Quote the whole listing word for word. Do not include the pictures.

━━━━━━━━━━━━━━━━━━━━━━━━━━━━━━

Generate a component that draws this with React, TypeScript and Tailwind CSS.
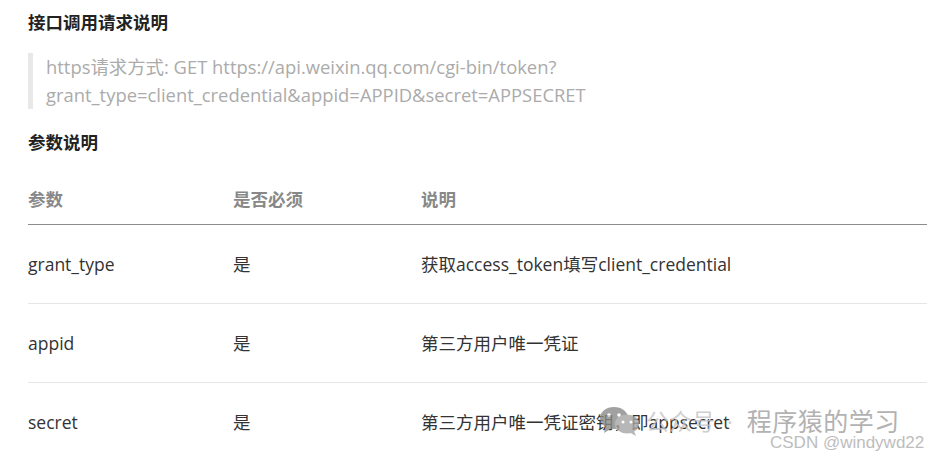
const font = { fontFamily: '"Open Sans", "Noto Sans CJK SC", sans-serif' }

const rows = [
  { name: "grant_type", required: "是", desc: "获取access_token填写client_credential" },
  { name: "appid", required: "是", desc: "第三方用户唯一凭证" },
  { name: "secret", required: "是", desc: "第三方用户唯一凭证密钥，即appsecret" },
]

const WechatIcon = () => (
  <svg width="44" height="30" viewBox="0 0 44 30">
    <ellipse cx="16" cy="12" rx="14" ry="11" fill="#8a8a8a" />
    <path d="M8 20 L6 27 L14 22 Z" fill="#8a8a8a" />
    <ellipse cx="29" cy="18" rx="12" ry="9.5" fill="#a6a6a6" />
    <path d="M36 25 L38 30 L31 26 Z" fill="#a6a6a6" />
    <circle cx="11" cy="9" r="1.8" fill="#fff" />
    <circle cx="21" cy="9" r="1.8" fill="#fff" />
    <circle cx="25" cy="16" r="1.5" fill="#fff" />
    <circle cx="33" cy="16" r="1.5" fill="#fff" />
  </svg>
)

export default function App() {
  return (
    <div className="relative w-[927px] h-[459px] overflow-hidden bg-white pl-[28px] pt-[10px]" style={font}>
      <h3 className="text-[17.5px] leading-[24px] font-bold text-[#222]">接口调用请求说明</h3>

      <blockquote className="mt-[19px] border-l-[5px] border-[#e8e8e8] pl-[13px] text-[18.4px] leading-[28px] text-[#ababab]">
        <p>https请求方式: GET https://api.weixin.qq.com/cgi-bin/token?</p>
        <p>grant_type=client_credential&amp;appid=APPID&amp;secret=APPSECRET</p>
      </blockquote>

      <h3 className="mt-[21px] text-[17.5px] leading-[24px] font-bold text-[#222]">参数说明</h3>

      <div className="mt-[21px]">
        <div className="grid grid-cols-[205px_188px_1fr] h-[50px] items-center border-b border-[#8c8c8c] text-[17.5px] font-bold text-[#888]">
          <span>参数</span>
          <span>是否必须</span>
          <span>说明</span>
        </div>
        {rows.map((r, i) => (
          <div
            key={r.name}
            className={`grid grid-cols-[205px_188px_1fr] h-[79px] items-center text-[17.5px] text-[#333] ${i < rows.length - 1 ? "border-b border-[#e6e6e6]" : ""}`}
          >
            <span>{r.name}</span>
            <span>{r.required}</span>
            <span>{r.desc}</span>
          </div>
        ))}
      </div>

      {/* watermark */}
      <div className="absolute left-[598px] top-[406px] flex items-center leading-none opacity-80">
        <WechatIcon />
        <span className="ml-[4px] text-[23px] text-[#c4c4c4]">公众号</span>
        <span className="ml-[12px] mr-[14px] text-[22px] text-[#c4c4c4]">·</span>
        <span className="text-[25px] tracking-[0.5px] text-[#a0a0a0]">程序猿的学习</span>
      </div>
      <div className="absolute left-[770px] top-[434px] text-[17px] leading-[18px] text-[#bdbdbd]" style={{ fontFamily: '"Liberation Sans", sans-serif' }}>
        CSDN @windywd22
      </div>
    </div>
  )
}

━━━━━━━━━━━━━━━━━━━━━━━━━━━━━━

**Exercise result:**
Generate a component that draws this with React, TypeScript and Tailwind CSS.
const font = { fontFamily: '"Open Sans", "Noto Sans CJK SC", sans-serif' }

const rows = [
  { name: "grant_type", required: "是", desc: "获取access_token填写client_credential" },
  { name: "appid", required: "是", desc: "第三方用户唯一凭证" },
  { name: "secret", required: "是", desc: "第三方用户唯一凭证密钥，即appsecret" },
]

const WechatIcon = () => (
  <svg width="44" height="30" viewBox="0 0 44 30">
    <ellipse cx="16" cy="12" rx="14" ry="11" fill="#8a8a8a" />
    <path d="M8 20 L6 27 L14 22 Z" fill="#8a8a8a" />
    <ellipse cx="29" cy="18" rx="12" ry="9.5" fill="#a6a6a6" />
    <path d="M36 25 L38 30 L31 26 Z" fill="#a6a6a6" />
    <circle cx="11" cy="9" r="1.8" fill="#fff" />
    <circle cx="21" cy="9" r="1.8" fill="#fff" />
    <circle cx="25" cy="16" r="1.5" fill="#fff" />
    <circle cx="33" cy="16" r="1.5" fill="#fff" />
  </svg>
)

export default function App() {
  return (
    <div className="relative w-[927px] h-[459px] overflow-hidden bg-white pl-[28px] pt-[10px]" style={font}>
      <h3 className="text-[17.5px] leading-[24px] font-bold text-[#222]">接口调用请求说明</h3>

      <blockquote className="mt-[19px] border-l-[5px] border-[#e8e8e8] pl-[13px] text-[18.4px] leading-[28px] text-[#ababab]">
        <p>https请求方式: GET https://api.weixin.qq.com/cgi-bin/token?</p>
        <p>grant_type=client_credential&amp;appid=APPID&amp;secret=APPSECRET</p>
      </blockquote>

      <h3 className="mt-[21px] text-[17.5px] leading-[24px] font-bold text-[#222]">参数说明</h3>

      <div className="mt-[21px]">
        <div className="grid grid-cols-[205px_188px_1fr] h-[50px] items-center border-b border-[#8c8c8c] text-[17.5px] font-bold text-[#888]">
          <span>参数</span>
          <span>是否必须</span>
          <span>说明</span>
        </div>
        {rows.map((r, i) => (
          <div
            key={r.name}
            className={`grid grid-cols-[205px_188px_1fr] h-[79px] items-center text-[17.5px] text-[#333] ${i < rows.length - 1 ? "border-b border-[#e6e6e6]" : ""}`}
          >
            <span>{r.name}</span>
            <span>{r.required}</span>
            <span>{r.desc}</span>
          </div>
        ))}
      </div>

      {/* watermark */}
      <div className="absolute left-[598px] top-[406px] flex items-center leading-none opacity-80">
        <WechatIcon />
        <span className="ml-[4px] text-[23px] text-[#c4c4c4]">公众号</span>
        <span className="ml-[12px] mr-[14px] text-[22px] text-[#c4c4c4]">·</span>
        <span className="text-[25px] tracking-[0.5px] text-[#a0a0a0]">程序猿的学习</span>
      </div>
      <div className="absolute left-[770px] top-[434px] text-[17px] leading-[18px] text-[#bdbdbd]" style={{ fontFamily: '"Liberation Sans", sans-serif' }}>
        CSDN @windywd22
      </div>
    </div>
  )
}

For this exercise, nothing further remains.